There is no happier corner of the fixed income universe than junk bonds (JNK), (HYG), which have been soaring like a bat out of hell for the past eight years.
Average yields for the bond class most sensitive to the economy have collapsed from 18% to near an all-time low of 4.80%, a scant 243 basis points over ten year Treasury bonds.
The ETF (JNK), which I have been aggressively recommending since 2009, has clocked an eight-year total return of 271%.
In fact, junk bonds have nearly outperformed stocks since the great bull market began in March 2009.
If you look at the chart for (JNK) it virtually tracks the S&P 500 one for one, with less volatility, and therein lies the problem.
When bonds act like stocks, what happens to bonds when stocks go down?
That is a particularly pertinent question these days as stocks have more than tripled from the bottom.

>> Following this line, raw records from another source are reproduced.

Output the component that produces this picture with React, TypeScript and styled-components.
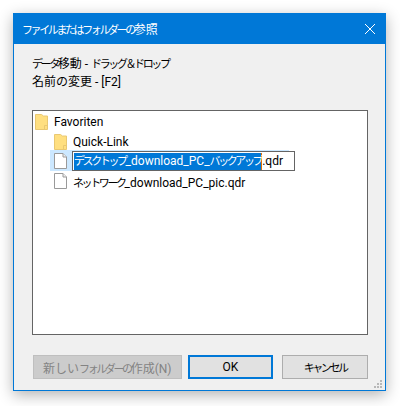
import React from "react";
import styled, {createGlobalStyle} from "styled-components";

const GlobalStyle = createGlobalStyle`
    html, body {
        margin: 0;
        padding: 0;
        background: #fff;
        height: 406px;
        overflow: hidden;
    }

    body {
        font-family: Roboto, "Noto Sans CJK JP", sans-serif;
        font-size: 12px;
    }
`;

const Page = styled.div`
    padding: 13px 14px 15px 13px;
`;

const Dialog = styled.div`
    position: relative;
    box-sizing: border-box;
    width: 373px;
    height: 378px;
    border: 1px solid #0078d7;
    background: #f0f0f0;
    box-shadow: 0 4px 14px rgba(0, 0, 0, 0.3);
    display: flex;
    flex-direction: column;
`;

const TitleBar = styled.div`
    height: 31px;
    margin: -1px -1px 0;
    padding: 0 10px 0 9px;
    background: #0078d7;
    color: #fff;
    display: flex;
    align-items: center;
    justify-content: space-between;
    flex: none;
`;

const Content = styled.div`
    flex: 1;
    display: flex;
    flex-direction: column;
    padding: 11px 17px 11px 18px;
`;

const Hint = styled.div`
    height: 18px;
    line-height: 18px;
    color: #000;
    white-space: nowrap;
`;

// the reference font has narrow kana, so kana runs are set smaller and pulled together
const Kana = styled.span`
    font-size: 11px;
    letter-spacing: -2.4px;
`;

const Tree = styled.div`
    box-sizing: border-box;
    height: 225px;
    margin-top: 19px;
    border: 1px solid #646464;
    background: #fff;
    padding: 0 0 0 2px;
`;

const Row = styled.div<{ $indent: number; $selected?: boolean }>`
    display: flex;
    align-items: center;
    gap: 6px;
    height: ${p => p.$selected ? "21px" : "20px"};
    width: ${p => p.$selected ? "235px" : "auto"};
    margin-top: ${p => p.$selected ? "-1px" : "0"};
    margin-left: ${p => p.$indent}px;
    padding-left: ${p => p.$selected ? "4px" : "0"};
    background: ${p => p.$selected ? "#cce8ff" : "transparent"};
    white-space: nowrap;
    color: #000;
`;

const RowLabel = styled.span`
    padding-top: 1px;
`;

const RenameBox = styled.div`
    box-sizing: border-box;
    flex: none;
    width: 223px;
    height: 20px;
    margin-left: -1px;
    border: 1px solid #646464;
    background: #fff;
    padding: 1px 0 0 1px;
    display: flex;
    line-height: 16px;
`;

const Selected = styled.span`
    background: #0078d7;
    color: #fff;
    border-right: 1px solid #e07000;
`;

const Buttons = styled.div`
    display: flex;
    margin-top: 20px;
    margin-left: 1px;
`;

const Button = styled.div<{ $width: number; $gap: number; $variant?: "default" | "disabled" }>`
    box-sizing: border-box;
    width: ${p => p.$width}px;
    height: 24px;
    margin-right: ${p => p.$gap}px;
    display: flex;
    align-items: center;
    justify-content: center;
    background: ${p => p.$variant === "disabled" ? "#cccccc" : "#e1e1e1"};
    color: ${p => p.$variant === "disabled" ? "#838383" : "#000"};
    border: ${p => p.$variant === "default" ? "2px solid #0078d7" : p.$variant === "disabled" ? "1px solid #bfbfbf" : "1px solid #adadad"};
    white-space: nowrap;
`;

const Grip = styled.svg`
    position: absolute;
    right: 3px;
    bottom: 2px;
`;

const CloseIcon = () => (
    <svg width="12" height="12" viewBox="0 0 12 12">
        <path d="M1 1 L11 11 M11 1 L1 11" stroke="#fff" strokeWidth="1"/>
    </svg>
);

const FolderIcon = () => (
    <svg width="13" height="17" viewBox="0 0 13 17" style={{flex: "none"}}>
        <path d="M.5 1.5 H6.5 L8.5 3 H12.5 V16.5 H.5 Z" fill="#ffdf80" stroke="#e9c872"/>
        <path d="M9.5 16 V12.5 H12.5" fill="none" stroke="#e9c872"/>
    </svg>
);

const FileIcon = () => (
    <svg width="13" height="16" viewBox="0 0 13 16" style={{flex: "none"}}>
        <path d="M.5 .5 H9 L12.5 4 V15.5 H.5 Z" fill="#fff" stroke="#9a9a9a"/>
        <path d="M9 .5 V4 H12.5" fill="#f0f0f0" stroke="#9a9a9a"/>
    </svg>
);

const GRIP_DOTS = [[6, 0], [3, 3], [6, 3], [0, 6], [3, 6], [6, 6]];

const App = () => {
    return (
        <>
            <GlobalStyle/>
            <Page>
                <Dialog>
                    <TitleBar>
                        <span><Kana>ファイルまたはフォルダーの</Kana>参照</span>
                        <CloseIcon/>
                    </TitleBar>
                    <Content>
                        <Hint><Kana>データ</Kana>移動 - <Kana>ドラッグ＆ドロップ</Kana></Hint>
                        <Hint>名前の変更 - [F2]</Hint>
                        <Tree>
                            <Row $indent={0}><FolderIcon/><RowLabel>Favoriten</RowLabel></Row>
                            <Row $indent={19}><FolderIcon/><RowLabel>Quick-Link</RowLabel></Row>
                            <Row $indent={15} $selected>
                                <FileIcon/>
                                <RenameBox>
                                    <Selected><Kana>デスクトップ</Kana>_download_PC_<Kana>バックアップ</Kana></Selected>.qdr
                                </RenameBox>
                            </Row>
                            <Row $indent={19}><FileIcon/><RowLabel><Kana>ネットワーク</Kana>_download_PC_pic.qdr</RowLabel></Row>
                        </Tree>
                        <Buttons>
                            <Button $width={149} $gap={6} $variant="disabled"><span>新しい<Kana>フォルダーの</Kana>作成(N)</span></Button>
                            <Button $width={86} $gap={9} $variant="default">OK</Button>
                            <Button $width={86} $gap={0}><Kana>キャンセル</Kana></Button>
                        </Buttons>
                    </Content>
                    <Grip width="8" height="8" viewBox="0 0 8 8">
                        {GRIP_DOTS.map(([x, y]) => <rect key={`${x}-${y}`} x={x} y={y} width="2" height="2" fill="#b8b8b8"/>)}
                    </Grip>
                </Dialog>
            </Page>
        </>
    );
};

export default App;
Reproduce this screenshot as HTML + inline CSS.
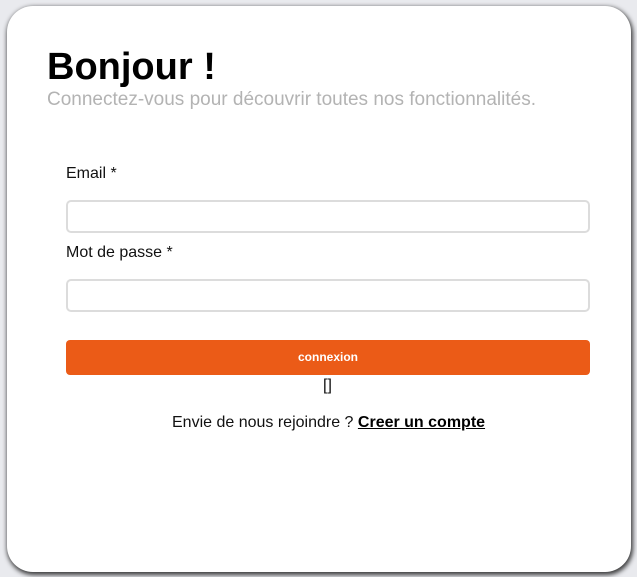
<!DOCTYPE html>
<html><head><meta charset="utf-8"><style>
html,body{margin:0;padding:0;width:637px;height:577px;overflow:hidden;background:#e9eaee;font-family:"Liberation Sans",Arial,sans-serif;}
.card{position:absolute;left:7px;top:6px;width:624px;height:566px;background:#fff;border-radius:26px;box-shadow:1px 2px 5px 1px rgba(0,0,0,.75);}
.abs{position:absolute;white-space:nowrap;}
h1{position:absolute;left:47px;top:45px;margin:0;font-size:38px;font-weight:bold;color:#000;line-height:44px;}
.sub{left:47px;top:89px;font-size:19px;color:#b3b3b3;}
.lab{font-size:16px;color:#111;}
.inp{position:absolute;left:66px;width:520px;height:29px;border:2px solid #dcdcdc;border-radius:5px;background:#fff;}
.btn{position:absolute;left:66px;top:340px;width:524px;height:35px;background:#eb5b17;border-radius:4px;color:#fff;font-size:12px;font-weight:bold;text-align:center;line-height:35px;}
</style></head><body>
<div class="card"></div>
<h1>Bonjour !</h1>
<div class="abs sub">Connectez-vous pour découvrir toutes nos fonctionnalités.</div>
<div class="abs lab" style="left:66px;top:165px;">Email *</div>
<div class="inp" style="top:200px;"></div>
<div class="abs lab" style="left:66px;top:244px;">Mot de passe *</div>
<div class="inp" style="top:279px;"></div>
<div class="btn">connexion</div>
<div class="abs lab" style="left:323px;top:377px;">[]</div>
<div class="abs lab" style="left:172px;top:414px;">Envie de nous rejoindre ? <b style="text-decoration:underline;color:#000">Creer un compte</b></div>
</body></html>
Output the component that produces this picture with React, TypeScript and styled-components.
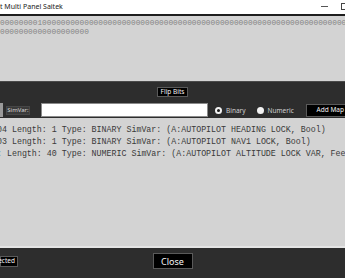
import React from "react";
import styled, { createGlobalStyle } from "styled-components";

const Global = createGlobalStyle`
  html, body { margin: 0; padding: 0; background: #2d2d2d; overflow: hidden; }
  * { box-sizing: border-box; }
`;

const Window = styled.div`
  width: 345px;
  height: 278px;
  display: flex;
  flex-direction: column;
  overflow: hidden;
  font-family: "Noto Sans", "Open Sans", sans-serif;
`;

const TitleBar = styled.div`
  height: 16px;
  flex: none;
  background: #ffffff;
  border-bottom: 2px solid #1e1e1e;
  display: flex;
  align-items: center;
  justify-content: space-between;
  padding: 0 0 1px 0;
`;

const TitleText = styled.span`
  font-size: 7px;
  color: #222;
  white-space: nowrap;
`;

const WinControls = styled.div`
  display: flex;
  align-items: center;
  gap: 13px;
  margin-right: -4px;
`;

const MinIcon = styled.span`
  width: 7px;
  height: 1px;
  background: #555;
`;

const MaxIcon = styled.span`
  width: 8px;
  height: 7px;
  border: 1px solid #444;
`;

const BitsPanel = styled.div`
  height: 65px;
  flex: none;
  background: #d3d3d3;
  padding-top: 3px;
  overflow: hidden;
`;

const BitsLine = styled.div`
  font-family: "Liberation Mono", monospace;
  font-size: 7.8px;
  line-height: 9px;
  color: #858585;
  white-space: pre;
`;

const ControlBand = styled.div`
  height: 37px;
  flex: none;
  background: #2d2d2d;
  border-top: 1px solid #4a4a4a;
  display: flex;
  flex-direction: column;
  align-items: center;
  padding-top: 5px;
`;

const DarkButton = styled.button<{ $size?: number; $w?: number; $h?: number }>`
  background: #000;
  color: #f4f4f4;
  border: 1px solid #5a5a5a;
  font-family: "Noto Sans", "Open Sans", sans-serif;
  font-size: ${(p) => p.$size ?? 6.5}px;
  width: ${(p) => (p.$w ? `${p.$w}px` : "auto")};
  height: ${(p) => p.$h ?? 10}px;
  padding: 0 2px;
  line-height: 1;
  display: flex;
  align-items: center;
  justify-content: center;
  white-space: nowrap;
`;

const Row = styled.div`
  margin-top: 6px;
  width: 100%;
  display: flex;
  align-items: center;
  height: 14px;
`;

const CutBox = styled.div`
  width: 3px;
  height: 14px;
  background: #9a9a9a;
`;

const Label = styled.div`
  margin-left: 3px;
  height: 9px;
  width: 24px;
  background: #3a3a3a;
  border: 1px solid #474747;
  color: #d8d8d8;
  font-size: 6px;
  display: flex;
  align-items: center;
  justify-content: center;
`;

const Input = styled.div`
  margin-left: 11px;
  width: 167px;
  height: 14px;
  background: #ffffff;
  border: 1px solid #8a8a8a;
`;

const Radio = styled.div<{ $ml: number }>`
  margin-left: ${(p) => p.$ml}px;
  display: flex;
  align-items: center;
  gap: 4px;
  color: #d0d0d0;
  font-size: 6.5px;
`;

const Dot = styled.span<{ $filled?: boolean }>`
  width: 7px;
  height: 7px;
  border-radius: 50%;
  background: ${(p) => (p.$filled ? "#f2f2f2" : "#1a1a1a")};
  border: ${(p) => (p.$filled ? "none" : "2px solid #f2f2f2")};
`;

const AddMap = styled(DarkButton)`
  margin-left: auto;
  margin-right: -8px;
  justify-content: flex-end;
  padding-right: 8px;
`;

const ListPanel = styled.div`
  flex: 1;
  background: #d3d3d3;
  padding-top: 6px;
  overflow: hidden;
`;

const ListLine = styled.div`
  font-family: "Liberation Mono", monospace;
  font-size: 8.3px;
  line-height: 12px;
  color: #3a3a3a;
  white-space: pre;
  margin-left: -3px;
`;

const Footer = styled.div`
  height: 32px;
  flex: none;
  background: #2d2d2d;
  border-top: 2px solid #e4e4e4;
  display: grid;
  grid-template-columns: 1fr auto 1fr;
  align-items: center;
  padding-bottom: 4px;
`;

const LeftCell = styled.div`
  justify-self: start;
`;

const SelectedButton = styled(DarkButton)`
  justify-content: flex-end;
`;

const zeros = (n: number) => "0".repeat(n);

export default function App() {
  const line1 = zeros(8) + "1" + zeros(80);
  const line2 = zeros(19);
  return (
    <>
      <Global />
      <Window>
        <TitleBar>
          <TitleText>t Multi Panel Saitek</TitleText>
          <WinControls>
            <MinIcon />
            <MaxIcon />
          </WinControls>
        </TitleBar>
        <BitsPanel>
          <BitsLine>{line1}</BitsLine>
          <BitsLine>{line2}</BitsLine>
        </BitsPanel>
        <ControlBand>
          <DarkButton $w={31} $h={10}>Flip Bits</DarkButton>
          <Row>
            <CutBox />
            <Label>SimVar:</Label>
            <Input />
            <Radio $ml={7}>
              <Dot />
              Binary
            </Radio>
            <Radio $ml={11}>
              <Dot $filled />
              Numeric
            </Radio>
            <AddMap $w={47} $h={13}>Add Map</AddMap>
          </Row>
        </ControlBand>
        <ListPanel>
          <ListLine>04 Length: 1 Type: BINARY SimVar: (A:AUTOPILOT HEADING LOCK, Bool)</ListLine>
          <ListLine>03 Length: 1 Type: BINARY SimVar: (A:AUTOPILOT NAV1 LOCK, Bool)</ListLine>
          <ListLine>: Length: 40 Type: NUMERIC SimVar: (A:AUTOPILOT ALTITUDE LOCK VAR, Feet)</ListLine>
        </ListPanel>
        <Footer>
          <LeftCell>
            <SelectedButton $w={18} $h={11} $size={6.5}>ected</SelectedButton>
          </LeftCell>
          <DarkButton $w={40} $h={16} $size={9}>Close</DarkButton>
          <div />
        </Footer>
      </Window>
    </>
  );
}
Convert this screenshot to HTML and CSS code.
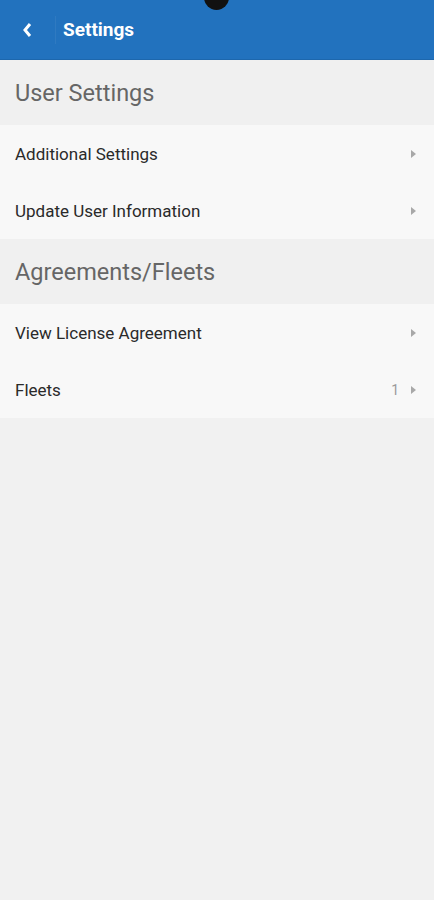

After a move in the S&P 500 Index’s average multiple from 9 to 19, and a possible 20 top, are junk bonds peaking out here?
A 243 basis point premium does not sound like much compared to the historical range.
It is pricing in the near absence of risk in this paper, as if they will live forever? When did I last see this movie? 2006? 2007?
Alas, how short memories have become.
And here’s another scary thought.
About half of all junk bonds are issued by energy related companies.
That is great if the price of oil recovers to $60 a barrel, not so great if we plunge back to $25.
It might be worth taking some money off the table here, and taking the hit in the cash flow in your portfolio.
Lowering your beta is prudent, especially if you are about to move from a ‘RISK ON’ to a ‘RISK OFF’ world for more than a day.
No doubt, much of the juice in (JNK)’s recent moves came from the Federal Reserve’s aggressive monetary program called quantitative easing, which has been gone for two years now.
Do you really want to wait for the music to stop playing before you grab a chair?
As will many of these exchange traded funds, they are classic roach motels; you can check in, but you can’t check out.
Liquidity has a bad habit of disappearing on the downside.
But most of you are too young to remember that.